Besides conducting wherever he could, he took more lessons and received coaching from Mark Stringer, a veteran American maestro who serves as a professor of orchestral conducting at the University of Music and Performing Arts in Vienna. “I’ve spoken to all my conducting friends, and I nag them all the time,” he said. “I ring them up or I text them: ‘How do you do this? What’s the tempo for this and how do you give this upbeat?’ And I watch them, of course.”

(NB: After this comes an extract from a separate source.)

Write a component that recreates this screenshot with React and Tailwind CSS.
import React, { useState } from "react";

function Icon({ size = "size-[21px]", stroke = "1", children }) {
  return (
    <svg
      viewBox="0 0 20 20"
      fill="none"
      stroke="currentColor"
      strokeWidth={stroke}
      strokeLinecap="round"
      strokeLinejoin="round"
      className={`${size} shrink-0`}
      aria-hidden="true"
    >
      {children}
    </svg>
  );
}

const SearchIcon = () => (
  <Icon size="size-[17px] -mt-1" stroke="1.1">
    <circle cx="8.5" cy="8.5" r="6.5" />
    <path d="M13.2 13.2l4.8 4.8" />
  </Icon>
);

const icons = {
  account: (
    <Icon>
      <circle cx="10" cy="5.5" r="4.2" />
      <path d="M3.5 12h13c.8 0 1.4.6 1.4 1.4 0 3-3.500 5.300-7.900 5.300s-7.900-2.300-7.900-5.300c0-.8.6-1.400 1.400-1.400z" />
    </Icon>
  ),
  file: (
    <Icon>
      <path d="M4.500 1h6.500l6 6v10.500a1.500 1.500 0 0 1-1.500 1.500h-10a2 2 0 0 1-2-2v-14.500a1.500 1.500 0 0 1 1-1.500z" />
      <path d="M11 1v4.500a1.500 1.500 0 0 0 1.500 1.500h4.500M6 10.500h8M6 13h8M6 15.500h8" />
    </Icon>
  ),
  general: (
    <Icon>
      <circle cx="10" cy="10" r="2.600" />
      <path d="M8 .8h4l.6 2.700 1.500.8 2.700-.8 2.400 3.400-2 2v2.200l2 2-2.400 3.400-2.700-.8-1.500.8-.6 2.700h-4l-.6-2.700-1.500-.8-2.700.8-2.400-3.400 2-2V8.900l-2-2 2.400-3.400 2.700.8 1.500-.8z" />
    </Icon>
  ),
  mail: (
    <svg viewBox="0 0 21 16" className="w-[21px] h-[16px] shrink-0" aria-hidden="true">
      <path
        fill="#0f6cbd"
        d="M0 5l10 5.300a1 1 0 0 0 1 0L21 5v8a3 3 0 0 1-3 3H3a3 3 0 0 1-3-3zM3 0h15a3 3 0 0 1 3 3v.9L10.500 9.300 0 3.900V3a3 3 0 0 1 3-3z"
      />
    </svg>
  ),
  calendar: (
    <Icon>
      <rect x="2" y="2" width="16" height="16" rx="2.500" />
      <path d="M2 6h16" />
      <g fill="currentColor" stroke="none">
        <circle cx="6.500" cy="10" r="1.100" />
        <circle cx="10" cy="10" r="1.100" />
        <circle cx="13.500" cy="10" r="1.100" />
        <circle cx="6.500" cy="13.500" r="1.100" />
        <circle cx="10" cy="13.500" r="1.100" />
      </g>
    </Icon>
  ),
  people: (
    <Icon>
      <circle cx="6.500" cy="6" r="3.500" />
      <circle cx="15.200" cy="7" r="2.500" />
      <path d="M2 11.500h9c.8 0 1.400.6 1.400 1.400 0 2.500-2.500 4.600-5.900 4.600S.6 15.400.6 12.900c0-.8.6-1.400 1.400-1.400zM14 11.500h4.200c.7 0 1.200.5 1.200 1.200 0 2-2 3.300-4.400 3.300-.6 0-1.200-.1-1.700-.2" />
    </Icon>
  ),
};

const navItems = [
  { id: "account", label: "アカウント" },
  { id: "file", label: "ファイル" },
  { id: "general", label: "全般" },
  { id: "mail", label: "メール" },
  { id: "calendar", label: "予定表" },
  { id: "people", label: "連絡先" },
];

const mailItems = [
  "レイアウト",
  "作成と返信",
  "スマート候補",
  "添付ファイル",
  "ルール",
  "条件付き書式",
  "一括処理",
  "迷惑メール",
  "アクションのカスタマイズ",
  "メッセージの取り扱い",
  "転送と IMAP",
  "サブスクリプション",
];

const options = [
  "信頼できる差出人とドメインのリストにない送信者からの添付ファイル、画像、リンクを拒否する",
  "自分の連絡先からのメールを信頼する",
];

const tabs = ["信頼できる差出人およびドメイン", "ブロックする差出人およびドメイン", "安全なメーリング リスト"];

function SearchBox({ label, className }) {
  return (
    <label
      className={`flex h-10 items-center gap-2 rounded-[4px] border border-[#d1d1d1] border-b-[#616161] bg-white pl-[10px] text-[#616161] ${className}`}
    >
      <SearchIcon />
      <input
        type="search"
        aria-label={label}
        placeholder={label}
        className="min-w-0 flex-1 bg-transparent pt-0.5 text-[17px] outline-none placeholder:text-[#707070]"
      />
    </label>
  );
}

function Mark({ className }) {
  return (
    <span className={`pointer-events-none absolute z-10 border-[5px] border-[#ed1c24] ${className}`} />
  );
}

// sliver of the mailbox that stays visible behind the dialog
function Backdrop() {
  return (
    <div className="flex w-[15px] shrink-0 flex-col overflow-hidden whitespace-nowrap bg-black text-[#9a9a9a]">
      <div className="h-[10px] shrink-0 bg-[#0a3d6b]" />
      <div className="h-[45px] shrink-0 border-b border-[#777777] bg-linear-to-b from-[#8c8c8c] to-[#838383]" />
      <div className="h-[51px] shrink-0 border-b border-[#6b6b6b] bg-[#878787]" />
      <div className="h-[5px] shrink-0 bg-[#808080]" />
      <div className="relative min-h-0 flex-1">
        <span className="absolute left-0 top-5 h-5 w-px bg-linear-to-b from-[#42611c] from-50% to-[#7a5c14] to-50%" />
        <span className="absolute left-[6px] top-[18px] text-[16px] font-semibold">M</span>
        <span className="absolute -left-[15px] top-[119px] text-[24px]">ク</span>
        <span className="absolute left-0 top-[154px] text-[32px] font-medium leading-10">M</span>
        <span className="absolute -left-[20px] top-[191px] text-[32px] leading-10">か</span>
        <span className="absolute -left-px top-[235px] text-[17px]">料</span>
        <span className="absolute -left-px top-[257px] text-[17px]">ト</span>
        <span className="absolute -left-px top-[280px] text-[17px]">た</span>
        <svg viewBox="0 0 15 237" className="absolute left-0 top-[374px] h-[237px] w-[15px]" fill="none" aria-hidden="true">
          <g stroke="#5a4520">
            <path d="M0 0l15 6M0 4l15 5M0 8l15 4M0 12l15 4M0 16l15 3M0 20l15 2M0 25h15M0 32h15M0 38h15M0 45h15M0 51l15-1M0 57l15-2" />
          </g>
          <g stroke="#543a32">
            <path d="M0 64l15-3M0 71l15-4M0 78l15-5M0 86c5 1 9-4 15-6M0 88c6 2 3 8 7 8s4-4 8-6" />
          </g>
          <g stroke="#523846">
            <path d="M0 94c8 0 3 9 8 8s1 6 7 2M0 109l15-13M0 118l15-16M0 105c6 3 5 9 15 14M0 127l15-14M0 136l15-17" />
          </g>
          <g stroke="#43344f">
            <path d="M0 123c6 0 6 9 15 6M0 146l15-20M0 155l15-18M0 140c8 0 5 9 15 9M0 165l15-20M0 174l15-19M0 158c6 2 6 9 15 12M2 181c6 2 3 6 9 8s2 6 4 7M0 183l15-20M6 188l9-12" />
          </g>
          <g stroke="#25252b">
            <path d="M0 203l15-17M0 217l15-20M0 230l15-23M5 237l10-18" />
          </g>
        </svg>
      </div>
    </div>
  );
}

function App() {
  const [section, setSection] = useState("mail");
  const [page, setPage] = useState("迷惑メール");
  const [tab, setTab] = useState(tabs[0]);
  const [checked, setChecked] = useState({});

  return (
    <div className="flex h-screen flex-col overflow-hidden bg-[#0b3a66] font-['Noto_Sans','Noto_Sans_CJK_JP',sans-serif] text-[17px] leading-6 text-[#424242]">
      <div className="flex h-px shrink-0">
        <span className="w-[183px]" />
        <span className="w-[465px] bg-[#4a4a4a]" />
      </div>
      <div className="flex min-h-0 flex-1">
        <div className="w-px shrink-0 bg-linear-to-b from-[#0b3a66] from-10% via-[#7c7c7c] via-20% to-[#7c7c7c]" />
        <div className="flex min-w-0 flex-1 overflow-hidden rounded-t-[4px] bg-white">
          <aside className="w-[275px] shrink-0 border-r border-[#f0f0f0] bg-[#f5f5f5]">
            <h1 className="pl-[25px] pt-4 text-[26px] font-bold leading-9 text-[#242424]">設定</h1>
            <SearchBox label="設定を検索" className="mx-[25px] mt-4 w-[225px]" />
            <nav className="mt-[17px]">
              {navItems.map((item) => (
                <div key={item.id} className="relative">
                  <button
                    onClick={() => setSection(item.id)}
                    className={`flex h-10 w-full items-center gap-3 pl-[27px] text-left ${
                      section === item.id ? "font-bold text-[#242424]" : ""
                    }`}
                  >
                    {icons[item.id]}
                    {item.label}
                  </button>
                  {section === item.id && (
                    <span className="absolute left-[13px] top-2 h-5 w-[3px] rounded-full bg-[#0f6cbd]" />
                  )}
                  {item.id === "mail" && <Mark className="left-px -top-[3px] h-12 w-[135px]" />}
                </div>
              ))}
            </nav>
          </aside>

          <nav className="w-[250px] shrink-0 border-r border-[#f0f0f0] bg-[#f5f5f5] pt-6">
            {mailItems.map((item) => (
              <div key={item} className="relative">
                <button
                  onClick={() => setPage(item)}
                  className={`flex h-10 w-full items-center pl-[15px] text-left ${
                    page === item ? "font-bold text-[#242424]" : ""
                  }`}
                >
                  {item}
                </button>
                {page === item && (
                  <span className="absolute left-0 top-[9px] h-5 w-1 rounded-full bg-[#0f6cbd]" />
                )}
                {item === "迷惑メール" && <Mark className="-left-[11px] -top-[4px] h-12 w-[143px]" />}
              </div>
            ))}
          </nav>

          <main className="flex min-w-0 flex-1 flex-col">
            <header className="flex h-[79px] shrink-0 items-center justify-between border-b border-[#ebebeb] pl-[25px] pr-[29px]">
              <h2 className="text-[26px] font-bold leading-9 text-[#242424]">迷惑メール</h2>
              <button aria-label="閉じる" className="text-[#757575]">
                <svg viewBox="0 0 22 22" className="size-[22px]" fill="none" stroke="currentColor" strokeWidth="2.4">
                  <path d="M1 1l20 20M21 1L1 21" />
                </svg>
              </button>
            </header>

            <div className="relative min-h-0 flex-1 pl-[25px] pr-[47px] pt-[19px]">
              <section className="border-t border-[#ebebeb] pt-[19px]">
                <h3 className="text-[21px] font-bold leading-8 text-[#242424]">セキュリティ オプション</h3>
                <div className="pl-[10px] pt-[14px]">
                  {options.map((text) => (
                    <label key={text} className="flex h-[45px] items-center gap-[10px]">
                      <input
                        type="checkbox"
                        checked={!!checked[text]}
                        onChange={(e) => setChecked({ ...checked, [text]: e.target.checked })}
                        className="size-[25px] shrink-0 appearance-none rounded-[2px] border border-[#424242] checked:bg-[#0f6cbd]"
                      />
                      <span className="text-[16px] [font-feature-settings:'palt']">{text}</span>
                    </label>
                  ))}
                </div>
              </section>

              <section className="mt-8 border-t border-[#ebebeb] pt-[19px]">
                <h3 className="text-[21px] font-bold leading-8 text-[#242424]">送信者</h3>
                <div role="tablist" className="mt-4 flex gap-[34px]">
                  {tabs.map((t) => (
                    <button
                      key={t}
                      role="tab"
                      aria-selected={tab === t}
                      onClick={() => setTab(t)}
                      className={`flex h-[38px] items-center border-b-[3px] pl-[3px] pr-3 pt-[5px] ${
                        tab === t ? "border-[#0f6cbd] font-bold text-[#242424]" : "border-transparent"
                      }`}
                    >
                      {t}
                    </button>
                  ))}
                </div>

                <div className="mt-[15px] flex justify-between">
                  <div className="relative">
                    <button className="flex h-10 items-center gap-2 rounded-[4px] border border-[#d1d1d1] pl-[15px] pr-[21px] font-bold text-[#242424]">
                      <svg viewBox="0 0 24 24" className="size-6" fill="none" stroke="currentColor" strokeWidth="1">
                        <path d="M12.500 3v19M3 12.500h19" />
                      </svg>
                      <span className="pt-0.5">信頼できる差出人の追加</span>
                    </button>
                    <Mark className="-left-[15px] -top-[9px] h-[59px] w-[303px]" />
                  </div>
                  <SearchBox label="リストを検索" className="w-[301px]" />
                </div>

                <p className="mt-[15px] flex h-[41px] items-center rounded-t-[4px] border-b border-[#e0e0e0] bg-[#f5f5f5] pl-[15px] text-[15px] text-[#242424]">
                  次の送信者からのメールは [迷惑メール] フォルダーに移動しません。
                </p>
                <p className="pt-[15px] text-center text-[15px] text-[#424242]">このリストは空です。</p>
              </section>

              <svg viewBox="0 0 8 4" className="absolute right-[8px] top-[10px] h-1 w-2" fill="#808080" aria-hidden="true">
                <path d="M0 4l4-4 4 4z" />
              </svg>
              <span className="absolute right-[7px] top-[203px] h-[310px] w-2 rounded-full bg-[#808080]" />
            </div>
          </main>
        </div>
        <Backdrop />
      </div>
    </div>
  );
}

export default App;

In September 2015, Vogt took over as music director of the Royal Northern Sinfonia. He believes the English ensemble deserves to be better known, and he is working hard to achieve that goal. “They are a first-class chamber orchestra,” Vogt said, placing the group on the same level as ensembles such as the Deutsche Kammerphilharmonie Bremen in Germany and Chamber Orchestra of Europe in London. “British orchestras are so professional and so stylistically aware, and they are an incredible bunch of people — with a very high instrumental level and open to any kind of experiment.” He typically spends about five weeks each year with the orchestra, plus time for special projects, including touring and recording.
Although Vogt now divides his time more or less evenly between conducting and playing piano, he does not really differentiate in his mind between the two activities. For him, one is just an extension of the other. “I’ve come to feel quite passionately about conducting, but mostly I’m just passionate about music in many, many different ways.” And as he is quick to point out, he often combines the two in concerts – conducting from the keyboard as he serves as a concerto soloist. Vogt did just that in 2017, when he led the Royal Northern Sinfonia in the Beethoven piano concerto cycle in Beijing, Shanghai and Seoul. In addition, he and the orchestra recently recorded all five of the works on the Ondine label.
“I really don’t want to lose my piano,” Vogt said. “If anything, I’ve come to love it even more, maybe through understanding more of the orchestral thinking of composers, and I find that really fascinating.”